From an American perspective, the rhetoric is either, “Sex is awesome, and if you’re not having it, your life fails to have any meaning” or “If you’re having sex, you’re a dirty heathen who deserves to burn in eternal damnation.” This is so dysfunctional, and I really feel it does more harm than good. Many of my columns have taken a very actively sex-positive slant, encouraging safe, consensual, fun, enjoyable sex — which of course I will forever support. However, sometimes I think it’s far more interesting to think about the reasons people abstain from sex.
As I’ve mentioned before, I didn’t lose my virginity until I was 22, almost a year after I graduated from college. Many of my friends also remained virgins throughout their entire college tenure. None of us were prudes – we all enjoyed steamy makeout sessions and poor lapses in judgment just like our friends who were fully indulging in coitus. None of us were remotely religious, and we didn’t engage in slut shaming. There were definitely times in my college experience where, had I chosen to, I could have just done it and crossed “losing my virginity” off the list. And yet, I was never comfortable enough to go for it. I didn’t buy into the idea that losing my virginity was supposed to be a supremely remarkable experience, complete with fireworks, rose petals and dubious in-the-moment declarations of love. However, I knew that I wanted it to be with someone I placed a modicum of trust in, and more importantly, I wanted to be confident that I could make it through the experience unscathed and still comfortable with myself – after my first kiss, I was so anxious that I couldn’t even go to sleep that night. I was overwhelmed with nausea, I couldn’t stop shaking and I felt like I had given away a part of myself to someone who didn’t appreciate it. All of that was following only some kissing and boob action, so of course I was extremely hesitant to bring penetration into the mix. That hangup aside, I was pretty content doing almost anything that didn’t involve a P near my V or my A.

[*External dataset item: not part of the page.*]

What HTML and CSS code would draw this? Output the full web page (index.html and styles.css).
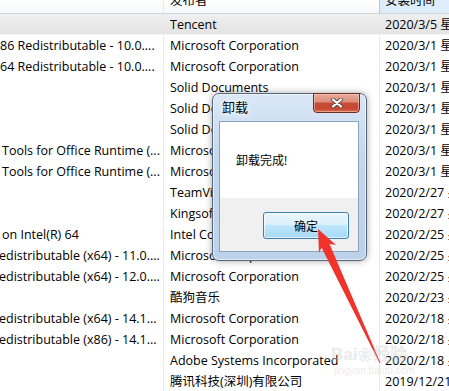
FILE: index.html
```html
<!DOCTYPE html>
<html lang="zh-CN">
<head>
    <meta charset="UTF-8">
    <title>卸载</title>
    <link rel="stylesheet" href="styles.css">
</head>
<body>

<div class="list">
    <div class="head">
        <div class="c1"></div>
        <div class="c2"><span>发布者</span></div>
        <div class="c3"><span>安装时间</span></div>
    </div>
    <div class="row sel"><div class="c1"></div><div class="c2">Tencent</div><div class="c3">2020/3/5 星期四</div></div>
    <div class="row"><div class="c1">86 Redistributable - 10.0....</div><div class="c2">Microsoft Corporation</div><div class="c3">2020/3/1 星期日</div></div>
    <div class="row"><div class="c1">64 Redistributable - 10.0....</div><div class="c2">Microsoft Corporation</div><div class="c3">2020/3/1 星期日</div></div>
    <div class="row"><div class="c1"></div><div class="c2">Solid Documents</div><div class="c3">2020/3/1 星期日</div></div>
    <div class="row"><div class="c1"></div><div class="c2">Solid Documents</div><div class="c3">2020/3/1 星期日</div></div>
    <div class="row"><div class="c1"></div><div class="c2">Solid Documents</div><div class="c3">2020/3/1 星期日</div></div>
    <div class="row"><div class="c1 in">Tools for Office Runtime (...</div><div class="c2">Microsoft Corporation</div><div class="c3">2020/3/1 星期日</div></div>
    <div class="row"><div class="c1 in">Tools for Office Runtime (...</div><div class="c2">Microsoft Corporation</div><div class="c3">2020/3/1 星期日</div></div>
    <div class="row"><div class="c1"></div><div class="c2">TeamViewer</div><div class="c3">2020/2/27 星期四</div></div>
    <div class="row"><div class="c1"></div><div class="c2">Kingsoft Corp.</div><div class="c3">2020/2/27 星期四</div></div>
    <div class="row"><div class="c1 in">on Intel(R) 64</div><div class="c2">Intel Corporation</div><div class="c3">2020/2/25 星期二</div></div>
    <div class="row"><div class="c1 cut">edistributable (x64) - 11.0....</div><div class="c2">Microsoft Corporation</div><div class="c3">2020/2/25 星期二</div></div>
    <div class="row"><div class="c1 cut">edistributable (x64) - 12.0....</div><div class="c2">Microsoft Corporation</div><div class="c3">2020/2/25 星期二</div></div>
    <div class="row"><div class="c1"></div><div class="c2">酷狗音乐</div><div class="c3">2020/2/23 星期日</div></div>
    <div class="row"><div class="c1 cut">edistributable (x64) - 14.1...</div><div class="c2">Microsoft Corporation</div><div class="c3">2020/2/18 星期二</div></div>
    <div class="row"><div class="c1 cut">edistributable (x86) - 14.1...</div><div class="c2">Microsoft Corporation</div><div class="c3">2020/2/18 星期二</div></div>
    <div class="row"><div class="c1"></div><div class="c2">Adobe Systems Incorporated</div><div class="c3">2020/2/18 星期二</div></div>
    <div class="row"><div class="c1"></div><div class="c2">腾讯科技(深圳)有限公司</div><div class="c3">2019/12/21 星期六</div></div>
</div>

<!-- 卸载对话框 -->
<div class="dialog">
    <div class="dlg-title">卸载</div>
    <button class="dlg-close" aria-label="关闭">
        <svg width="14" height="10" viewBox="0 0 14 10">
            <path d="M3 1.5 L11 8.5 M11 1.5 L3 8.5" stroke="#5a4a48" stroke-width="4" stroke-linecap="round"/>
            <path d="M3 1.5 L11 8.5 M11 1.5 L3 8.5" stroke="#fff" stroke-width="2.2" stroke-linecap="round"/>
        </svg>
    </button>
    <div class="dlg-client">
        <div class="dlg-msg">卸载完成!</div>
        <div class="dlg-btns">
            <button class="btn-ok">确定</button>
        </div>
    </div>
</div>

<!-- 红色箭头 -->
<svg class="arrow" width="449" height="391" viewBox="0 0 449 391">
    <polygon points="318,229 336,245 329.5,244 380.5,363 379.5,363 321.5,247.5 319,253" fill="#f0342c"/>
</svg>

<div class="mark">
    <div class="mark-logo">Bai<span class="paw">&#10048;</span>经验</div>
    <div class="mark-url">jingyan.baidu.com</div>
</div>

</body>
</html>
```

FILE: styles.css
```css
body {
    margin: 0;
    width: 449px;
    height: 391px;
    overflow: hidden;
    position: relative;
    background: #fff;
    color: #000;
    font-family: "Open Sans", "Noto Sans CJK SC", sans-serif;
    font-size: 12.5px;
}
.head {
    display: flex;
    height: 13px;
    overflow: hidden;
    border-bottom: 1px solid #d5d5d5;
    background: linear-gradient(#ffffff, #f6f7f9);
    white-space: nowrap;
}
.head span {
    display: block;
    margin-top: -8px;
    line-height: 18px;
}
.head .c3 {
    background: #deedfa;
    border-left-color: #a8cbe8;
}
.row {
    display: flex;
    height: 21px;
    line-height: 22px;
    white-space: nowrap;
}
.row.sel {
    background: linear-gradient(#efefef, #e3e3e3);
    box-shadow: inset 0 -1px 0 #f4f4f4;
}
.c1 {
    flex: none;
    width: 163px;
    overflow: hidden;
}
.c1.in {
    padding-left: 2px;
    box-sizing: border-box;
}
.c1.cut {
    text-indent: -1px;
}
.c2 {
    flex: none;
    width: 216px;
    box-sizing: border-box;
    padding-left: 6px;
    border-left: 1px solid #e3eaf3;
    overflow: hidden;
}
.c3 {
    flex: 1;
    padding-left: 5px;
    border-left: 1px solid #e3eaf3;
    overflow: hidden;
}

/* dialog */
.dialog {
    position: absolute;
    left: 212px;
    top: 93px;
    width: 155px;
    height: 168px;
    box-sizing: border-box;
    border: 1px solid #56667c;
    border-radius: 7px;
    background: linear-gradient(#dae7f6, #c2d7ee 40%, #bcd2eb);
    box-shadow: 0 0 7px rgba(0, 0, 0, 0.35), inset 0 0 0 1px rgba(255, 255, 255, 0.6);
    padding: 0 7px 8px 6px;
    display: flex;
    flex-direction: column;
}
.dlg-title {
    height: 27px;
    line-height: 27px;
    padding-left: 3px;
    font-size: 13px;
    text-shadow: 0 0 6px #fff, 0 0 6px #fff;
}
.dlg-close {
    position: absolute;
    top: -1px;
    right: 6px;
    width: 47px;
    height: 20px;
    padding: 0;
    border: 1px solid #6e2a20;
    border-radius: 0 0 4px 4px;
    background: linear-gradient(#e9a99a, #dc8c7a 45%, #c84c35 50%, #c64631 80%, #d86a4f);
    box-shadow: inset 0 0 0 1px rgba(255, 220, 210, 0.5);
    display: flex;
    align-items: center;
    justify-content: center;
}
.dlg-client {
    flex: 1;
    display: flex;
    flex-direction: column;
    border: 1px solid #8ba0bb;
    background: #f0f0f0;
}
.dlg-msg {
    height: 76px;
    box-sizing: border-box;
    padding: 30px 0 0 16px;
    line-height: 18px;
    font-size: 12px;
    background: #fff;
}
.dlg-btns {
    flex: 1;
    display: flex;
    justify-content: flex-end;
    align-items: flex-start;
    padding: 14px 9px 0 0;
}
.btn-ok {
    width: 86px;
    height: 27px;
    padding: 0;
    border: 1px solid #3c7fb1;
    border-radius: 3px;
    background: linear-gradient(#eaf6fd, #d9f0fc 50%, #bee6fd 50%, #a7d9f5);
    box-shadow: inset 0 0 0 1px rgba(255, 255, 255, 0.7);
    font-family: "Noto Sans CJK SC", sans-serif;
    font-size: 12px;
    color: #000;
}

.arrow {
    position: absolute;
    left: 0;
    top: 0;
    pointer-events: none;
}

/* watermark */
.mark {
    position: absolute;
    left: 331px;
    top: 345px;
    color: rgba(200, 200, 200, 0.4);
    pointer-events: none;
}
.mark-logo {
    font-family: "Liberation Sans", sans-serif;
    font-size: 17px;
    font-weight: bold;
    line-height: 20px;
}
.mark-logo .paw {
    font-size: 14px;
    margin: 0 1px;
}
.mark-url {
    font-family: "Liberation Sans", sans-serif;
    font-size: 10px;
    line-height: 12px;
    margin-left: 3px;
}
```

By my senior year of college, I was idly starting to worry. I mean, it seemed pretty strange to leave college still clinging to my virginity, and I was kind of concerned that guys in the future would pick up on my lack of experience and think I was damaged goods (no, I wasn’t evolved enough to realize that a guy like that is not someone I should be interested in banging anyway). I’m really glad I didn’t bow to any external or internal pressure to swipe my v-card just to get it over with, but it worries me to think of how many women (and men) end up having sex way before they’re ready just because of some arbitrary social expectation that they should. Yes, sex is a great thing, but it is also incredibly personal. We all (to be totally cheeseball) blossom at different times, and I wish that virginity wasn’t as stigmatized as it is. Some people are pretty content with being virgins while still leading enjoyable, fun, robust lives (intimate and otherwise), so can we put a moratorium on policing other people’s sexy times?